For Malaysian pension contributors and retirees, the episode highlights systemic tensions between investment performance aspirations and prudential risk management. KWAP, like comparable sovereign wealth and pension funds across Southeast Asia, operates under pressure to generate returns exceeding inflation and bond yields, incentivising allocation to growth-oriented emerging market assets. Yet the eFishery experience demonstrates that such allocation strategies expose beneficiaries to fraud and misconduct risks that even sophisticated institutional investors cannot entirely eliminate without accepting substantially lower expected returns. This fundamental tension will likely shape future debates concerning optimal investment mandates for public pension administration.

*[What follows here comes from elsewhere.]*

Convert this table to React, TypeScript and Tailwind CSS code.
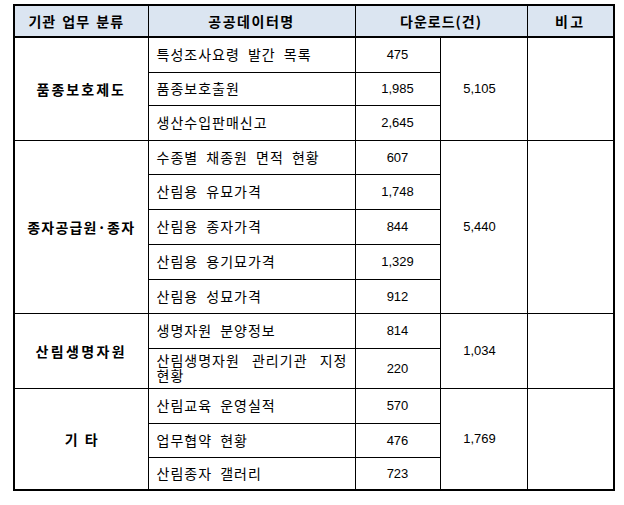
import React from "react";

type Row = { name: string; count: string; h: string };
type Section = { cat: React.ReactNode; total: string; rows: Row[] };

const sections: Section[] = [
  {
    cat: <span className="tracking-[2px]">품종보호제도</span>,
    total: "5,105",
    rows: [
      { name: "특성조사요령 발간 목록", count: "475", h: "h-[35px]" },
      { name: "품종보호출원", count: "1,985", h: "h-[33px]" },
      { name: "생산수입판매신고", count: "2,645", h: "h-[35px]" },
    ],
  },
  {
    cat: <span className="tracking-[1.2px]">종자공급원·종자</span>,
    total: "5,440",
    rows: [
      { name: "수종별 채종원 면적 현황", count: "607", h: "h-[34px]" },
      { name: "산림용 유묘가격", count: "1,748", h: "h-[35px]" },
      { name: "산림용 종자가격", count: "844", h: "h-[35px]" },
      { name: "산림용 용기묘가격", count: "1,329", h: "h-[35px]" },
      { name: "산림용 성묘가격", count: "912", h: "h-[34px]" },
    ],
  },
  {
    cat: <span className="tracking-[2.4px]">산림생명자원</span>,
    total: "1,034",
    rows: [
      { name: "생명자원 분양정보", count: "814", h: "h-[35px]" },
      { name: "산림생명자원 관리기관 지정 현황", count: "220", h: "h-[40px]" },
    ],
  },
  {
    cat: (
      <span>
        기<span className="ml-[7px]">타</span>
      </span>
    ),
    total: "1,769",
    rows: [
      { name: "산림교육 운영실적", count: "570", h: "h-[35px]" },
      { name: "업무협약 현황", count: "476", h: "h-[34px]" },
      { name: "산림종자 갤러리", count: "723", h: "h-[33px]" },
    ],
  },
];

export default function App() {
  return (
    <div className="w-[624px] h-[505px] bg-white pl-[13px] pt-[4px] text-black font-['Liberation_Sans','Noto_Sans_CJK_KR',sans-serif]">
      <table className="table-fixed border-collapse border-2 border-black w-[600px]">
        <colgroup>
          <col className="w-[134px]" />
          <col className="w-[207px]" />
          <col className="w-[85px]" />
          <col className="w-[87px]" />
          <col className="w-[87px]" />
        </colgroup>
        <thead>
          <tr className="h-[32px] bg-[#dbe5f1]">
            <th className="border border-black border-b-2 p-0 pr-[10px] text-[14px] font-bold font-['Noto_Sans_CJK_KR',sans-serif] tracking-[1px] [word-spacing:2px] leading-none">
              기관 업무 분류
            </th>
            <th className="border border-black border-b-2 p-0 text-[14px] font-bold font-['Noto_Sans_CJK_KR',sans-serif] tracking-[1.5px] leading-none">
              공공데이터명
            </th>
            <th
              colSpan={2}
              className="border border-black border-b-2 p-0 text-[14px] font-bold font-['Noto_Sans_CJK_KR',sans-serif] tracking-[1px] leading-none"
            >
              다운로드(건)
            </th>
            <th className="border border-black border-b-2 p-0 text-[14px] font-bold font-['Noto_Sans_CJK_KR',sans-serif] tracking-[2.5px] leading-none">
              비고
            </th>
          </tr>
        </thead>
        <tbody>
          {sections.map((s, si) =>
            s.rows.map((r, ri) => (
              <tr key={`${si}-${ri}`} className={r.h}>
                {ri === 0 && (
                  <td
                    rowSpan={s.rows.length}
                    className="border border-black p-0 text-center text-[14px] font-bold font-['Noto_Sans_CJK_KR',sans-serif] leading-none"
                  >
                    {s.cat}
                  </td>
                )}
                <td className="border border-black pl-[8px] pr-[7px] py-0 text-[14px] text-justify break-keep font-['Noto_Sans_CJK_KR',sans-serif] leading-[15px] tracking-[1px] [word-spacing:4px]">
                  {r.name}
                </td>
                <td className="border border-black p-0 text-center text-[13px] leading-none">
                  {r.count}
                </td>
                {ri === 0 && (
                  <>
                    <td
                      rowSpan={s.rows.length}
                      className="border border-black p-0 pr-[8px] text-center text-[13px] leading-none"
                    >
                      {s.total}
                    </td>
                    <td rowSpan={s.rows.length} className="border border-black p-0" />
                  </>
                )}
              </tr>
            ))
          )}
        </tbody>
      </table>
    </div>
  );
}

The broader implications extend to regional investor sentiment regarding emerging market fintech and agritech investments, sectors that have attracted substantial capital from both domestic and international sources across Southeast Asia. Detailed revelation of how eFishery deceived sophisticated Malaysian and international investors may prompt heightened scrutiny of similar high-growth ventures in the region, potentially affecting capital availability for legitimate enterprises. The parliamentary disclosure, by establishing authoritatively how sophisticated fraud mechanisms evaded detection, may inadvertently raise investor risk premiums for comparable emerging market ventures across the wider region.
Anwar's commitment to address the matter personally, rather than delegating explanation to the Finance Minister alone or KWAP leadership, carries symbolic weight regarding government ownership of institutional performance. The decision reflects recognition that loss of pensioner assets, even through institutional fraud occurring overseas, ultimately carries reputational and political consequences for the government overseeing the pension system. Tomorrow's parliamentary session will determine whether the government's response provides genuine accountability or merely procedural compliance with parliamentary questioning conventions.